Pictures do not belong in your copy. Repeat all the other data exactly.

** START **

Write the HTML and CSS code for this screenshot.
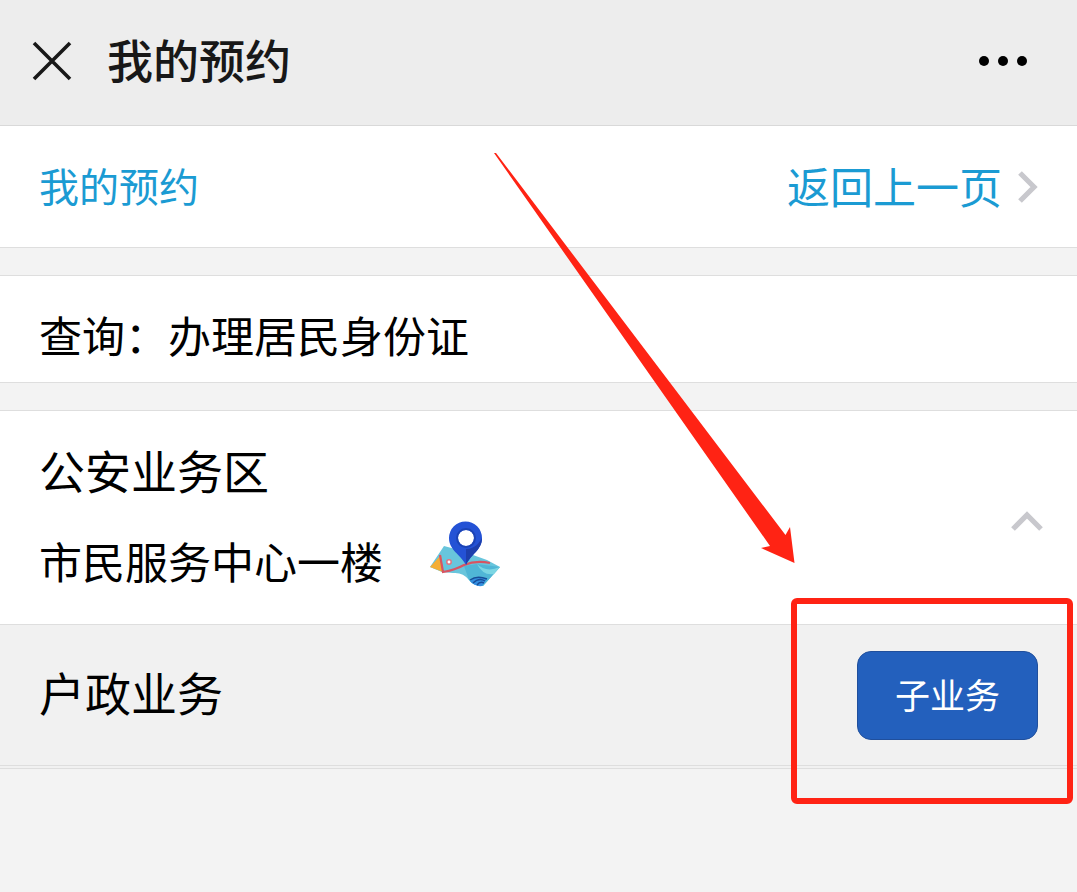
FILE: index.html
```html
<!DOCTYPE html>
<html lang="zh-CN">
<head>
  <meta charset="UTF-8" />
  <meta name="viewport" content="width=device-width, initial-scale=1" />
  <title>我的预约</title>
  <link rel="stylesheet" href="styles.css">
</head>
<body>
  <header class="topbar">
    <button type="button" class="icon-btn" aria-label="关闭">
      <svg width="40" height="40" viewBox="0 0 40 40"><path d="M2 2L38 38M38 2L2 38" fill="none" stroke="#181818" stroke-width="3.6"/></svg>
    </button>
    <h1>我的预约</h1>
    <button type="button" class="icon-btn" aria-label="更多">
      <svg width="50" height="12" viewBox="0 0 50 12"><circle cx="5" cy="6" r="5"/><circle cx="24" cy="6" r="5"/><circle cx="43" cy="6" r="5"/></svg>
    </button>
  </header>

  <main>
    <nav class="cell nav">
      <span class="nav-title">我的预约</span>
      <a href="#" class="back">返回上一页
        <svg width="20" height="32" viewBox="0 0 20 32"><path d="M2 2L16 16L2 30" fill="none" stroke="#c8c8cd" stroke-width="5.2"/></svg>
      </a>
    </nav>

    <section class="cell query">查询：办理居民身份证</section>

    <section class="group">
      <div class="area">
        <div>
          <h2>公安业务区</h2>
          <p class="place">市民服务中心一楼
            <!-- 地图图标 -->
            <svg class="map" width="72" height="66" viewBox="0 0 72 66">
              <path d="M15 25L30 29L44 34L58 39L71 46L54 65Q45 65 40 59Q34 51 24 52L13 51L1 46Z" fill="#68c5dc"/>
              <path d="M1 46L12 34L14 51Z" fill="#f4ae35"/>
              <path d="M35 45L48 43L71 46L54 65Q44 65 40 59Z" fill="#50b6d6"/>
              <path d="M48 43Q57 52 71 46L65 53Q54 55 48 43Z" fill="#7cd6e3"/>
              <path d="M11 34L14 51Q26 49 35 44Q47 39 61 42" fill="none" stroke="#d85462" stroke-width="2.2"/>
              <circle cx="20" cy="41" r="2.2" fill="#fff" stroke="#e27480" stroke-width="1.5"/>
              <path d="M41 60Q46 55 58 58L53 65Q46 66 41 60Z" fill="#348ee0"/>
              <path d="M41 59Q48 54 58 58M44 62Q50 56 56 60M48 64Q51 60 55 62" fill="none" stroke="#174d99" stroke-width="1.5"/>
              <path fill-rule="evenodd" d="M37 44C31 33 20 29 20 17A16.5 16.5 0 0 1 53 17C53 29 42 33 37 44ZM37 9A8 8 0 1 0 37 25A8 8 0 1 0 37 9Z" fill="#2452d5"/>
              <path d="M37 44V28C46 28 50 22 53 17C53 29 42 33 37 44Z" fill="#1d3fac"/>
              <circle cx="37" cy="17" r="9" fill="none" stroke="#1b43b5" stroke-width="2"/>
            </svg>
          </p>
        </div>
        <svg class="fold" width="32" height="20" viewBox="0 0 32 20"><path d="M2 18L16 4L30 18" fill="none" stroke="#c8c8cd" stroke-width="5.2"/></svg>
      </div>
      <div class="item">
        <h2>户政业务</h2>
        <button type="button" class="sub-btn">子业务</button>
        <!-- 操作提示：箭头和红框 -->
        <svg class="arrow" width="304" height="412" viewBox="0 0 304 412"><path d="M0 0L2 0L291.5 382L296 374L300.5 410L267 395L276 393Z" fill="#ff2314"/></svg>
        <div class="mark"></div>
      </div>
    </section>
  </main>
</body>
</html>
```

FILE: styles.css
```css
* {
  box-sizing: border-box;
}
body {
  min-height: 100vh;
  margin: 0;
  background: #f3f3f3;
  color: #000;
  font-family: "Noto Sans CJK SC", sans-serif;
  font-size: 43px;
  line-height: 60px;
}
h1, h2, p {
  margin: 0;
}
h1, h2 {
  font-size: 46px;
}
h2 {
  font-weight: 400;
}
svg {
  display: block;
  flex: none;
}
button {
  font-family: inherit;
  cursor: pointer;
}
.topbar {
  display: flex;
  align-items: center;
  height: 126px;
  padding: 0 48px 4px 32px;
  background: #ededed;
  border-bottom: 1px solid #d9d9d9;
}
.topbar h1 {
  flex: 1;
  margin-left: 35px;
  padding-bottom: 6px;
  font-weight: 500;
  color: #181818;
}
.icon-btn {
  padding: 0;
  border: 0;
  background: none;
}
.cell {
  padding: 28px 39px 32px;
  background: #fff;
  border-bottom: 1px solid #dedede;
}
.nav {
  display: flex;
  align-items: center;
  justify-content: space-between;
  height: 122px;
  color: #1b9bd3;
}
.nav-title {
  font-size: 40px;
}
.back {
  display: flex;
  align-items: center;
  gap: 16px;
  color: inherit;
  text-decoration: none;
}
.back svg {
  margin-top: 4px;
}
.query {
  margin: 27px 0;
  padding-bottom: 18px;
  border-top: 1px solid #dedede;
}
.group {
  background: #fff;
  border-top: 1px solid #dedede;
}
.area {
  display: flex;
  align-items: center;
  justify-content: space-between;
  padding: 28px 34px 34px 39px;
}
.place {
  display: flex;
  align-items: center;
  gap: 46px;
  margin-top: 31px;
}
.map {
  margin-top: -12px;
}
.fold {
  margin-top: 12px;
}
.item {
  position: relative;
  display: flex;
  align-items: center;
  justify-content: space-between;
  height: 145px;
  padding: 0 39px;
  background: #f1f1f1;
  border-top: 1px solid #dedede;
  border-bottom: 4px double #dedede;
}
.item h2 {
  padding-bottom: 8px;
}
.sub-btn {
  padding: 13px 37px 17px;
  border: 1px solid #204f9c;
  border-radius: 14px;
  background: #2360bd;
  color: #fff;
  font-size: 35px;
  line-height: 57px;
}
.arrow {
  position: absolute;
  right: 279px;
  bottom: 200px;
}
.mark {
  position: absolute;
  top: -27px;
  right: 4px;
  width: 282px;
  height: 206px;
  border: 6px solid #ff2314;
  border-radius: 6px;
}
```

** END **

Response to the exercise -
Write the HTML and CSS code for this screenshot.
FILE: index.html
```html
<!DOCTYPE html>
<html lang="zh-CN">
<head>
  <meta charset="UTF-8" />
  <meta name="viewport" content="width=device-width, initial-scale=1" />
  <title>我的预约</title>
  <link rel="stylesheet" href="styles.css">
</head>
<body>
  <header class="topbar">
    <button type="button" class="icon-btn" aria-label="关闭">
      <svg width="40" height="40" viewBox="0 0 40 40"><path d="M2 2L38 38M38 2L2 38" fill="none" stroke="#181818" stroke-width="3.6"/></svg>
    </button>
    <h1>我的预约</h1>
    <button type="button" class="icon-btn" aria-label="更多">
      <svg width="50" height="12" viewBox="0 0 50 12"><circle cx="5" cy="6" r="5"/><circle cx="24" cy="6" r="5"/><circle cx="43" cy="6" r="5"/></svg>
    </button>
  </header>

  <main>
    <nav class="cell nav">
      <span class="nav-title">我的预约</span>
      <a href="#" class="back">返回上一页
        <svg width="20" height="32" viewBox="0 0 20 32"><path d="M2 2L16 16L2 30" fill="none" stroke="#c8c8cd" stroke-width="5.2"/></svg>
      </a>
    </nav>

    <section class="cell query">查询：办理居民身份证</section>

    <section class="group">
      <div class="area">
        <div>
          <h2>公安业务区</h2>
          <p class="place">市民服务中心一楼
            <!-- 地图图标 -->
            <svg class="map" width="72" height="66" viewBox="0 0 72 66">
              <path d="M15 25L30 29L44 34L58 39L71 46L54 65Q45 65 40 59Q34 51 24 52L13 51L1 46Z" fill="#68c5dc"/>
              <path d="M1 46L12 34L14 51Z" fill="#f4ae35"/>
              <path d="M35 45L48 43L71 46L54 65Q44 65 40 59Z" fill="#50b6d6"/>
              <path d="M48 43Q57 52 71 46L65 53Q54 55 48 43Z" fill="#7cd6e3"/>
              <path d="M11 34L14 51Q26 49 35 44Q47 39 61 42" fill="none" stroke="#d85462" stroke-width="2.2"/>
              <circle cx="20" cy="41" r="2.2" fill="#fff" stroke="#e27480" stroke-width="1.5"/>
              <path d="M41 60Q46 55 58 58L53 65Q46 66 41 60Z" fill="#348ee0"/>
              <path d="M41 59Q48 54 58 58M44 62Q50 56 56 60M48 64Q51 60 55 62" fill="none" stroke="#174d99" stroke-width="1.5"/>
              <path fill-rule="evenodd" d="M37 44C31 33 20 29 20 17A16.5 16.5 0 0 1 53 17C53 29 42 33 37 44ZM37 9A8 8 0 1 0 37 25A8 8 0 1 0 37 9Z" fill="#2452d5"/>
              <path d="M37 44V28C46 28 50 22 53 17C53 29 42 33 37 44Z" fill="#1d3fac"/>
              <circle cx="37" cy="17" r="9" fill="none" stroke="#1b43b5" stroke-width="2"/>
            </svg>
          </p>
        </div>
        <svg class="fold" width="32" height="20" viewBox="0 0 32 20"><path d="M2 18L16 4L30 18" fill="none" stroke="#c8c8cd" stroke-width="5.2"/></svg>
      </div>
      <div class="item">
        <h2>户政业务</h2>
        <button type="button" class="sub-btn">子业务</button>
        <!-- 操作提示：箭头和红框 -->
        <svg class="arrow" width="304" height="412" viewBox="0 0 304 412"><path d="M0 0L2 0L291.5 382L296 374L300.5 410L267 395L276 393Z" fill="#ff2314"/></svg>
        <div class="mark"></div>
      </div>
    </section>
  </main>
</body>
</html>
```

FILE: styles.css
```css
* {
  box-sizing: border-box;
}
body {
  min-height: 100vh;
  margin: 0;
  background: #f3f3f3;
  color: #000;
  font-family: "Noto Sans CJK SC", sans-serif;
  font-size: 43px;
  line-height: 60px;
}
h1, h2, p {
  margin: 0;
}
h1, h2 {
  font-size: 46px;
}
h2 {
  font-weight: 400;
}
svg {
  display: block;
  flex: none;
}
button {
  font-family: inherit;
  cursor: pointer;
}
.topbar {
  display: flex;
  align-items: center;
  height: 126px;
  padding: 0 48px 4px 32px;
  background: #ededed;
  border-bottom: 1px solid #d9d9d9;
}
.topbar h1 {
  flex: 1;
  margin-left: 35px;
  padding-bottom: 6px;
  font-weight: 500;
  color: #181818;
}
.icon-btn {
  padding: 0;
  border: 0;
  background: none;
}
.cell {
  padding: 28px 39px 32px;
  background: #fff;
  border-bottom: 1px solid #dedede;
}
.nav {
  display: flex;
  align-items: center;
  justify-content: space-between;
  height: 122px;
  color: #1b9bd3;
}
.nav-title {
  font-size: 40px;
}
.back {
  display: flex;
  align-items: center;
  gap: 16px;
  color: inherit;
  text-decoration: none;
}
.back svg {
  margin-top: 4px;
}
.query {
  margin: 27px 0;
  padding-bottom: 18px;
  border-top: 1px solid #dedede;
}
.group {
  background: #fff;
  border-top: 1px solid #dedede;
}
.area {
  display: flex;
  align-items: center;
  justify-content: space-between;
  padding: 28px 34px 34px 39px;
}
.place {
  display: flex;
  align-items: center;
  gap: 46px;
  margin-top: 31px;
}
.map {
  margin-top: -12px;
}
.fold {
  margin-top: 12px;
}
.item {
  position: relative;
  display: flex;
  align-items: center;
  justify-content: space-between;
  height: 145px;
  padding: 0 39px;
  background: #f1f1f1;
  border-top: 1px solid #dedede;
  border-bottom: 4px double #dedede;
}
.item h2 {
  padding-bottom: 8px;
}
.sub-btn {
  padding: 13px 37px 17px;
  border: 1px solid #204f9c;
  border-radius: 14px;
  background: #2360bd;
  color: #fff;
  font-size: 35px;
  line-height: 57px;
}
.arrow {
  position: absolute;
  right: 279px;
  bottom: 200px;
}
.mark {
  position: absolute;
  top: -27px;
  right: 4px;
  width: 282px;
  height: 206px;
  border: 6px solid #ff2314;
  border-radius: 6px;
}
```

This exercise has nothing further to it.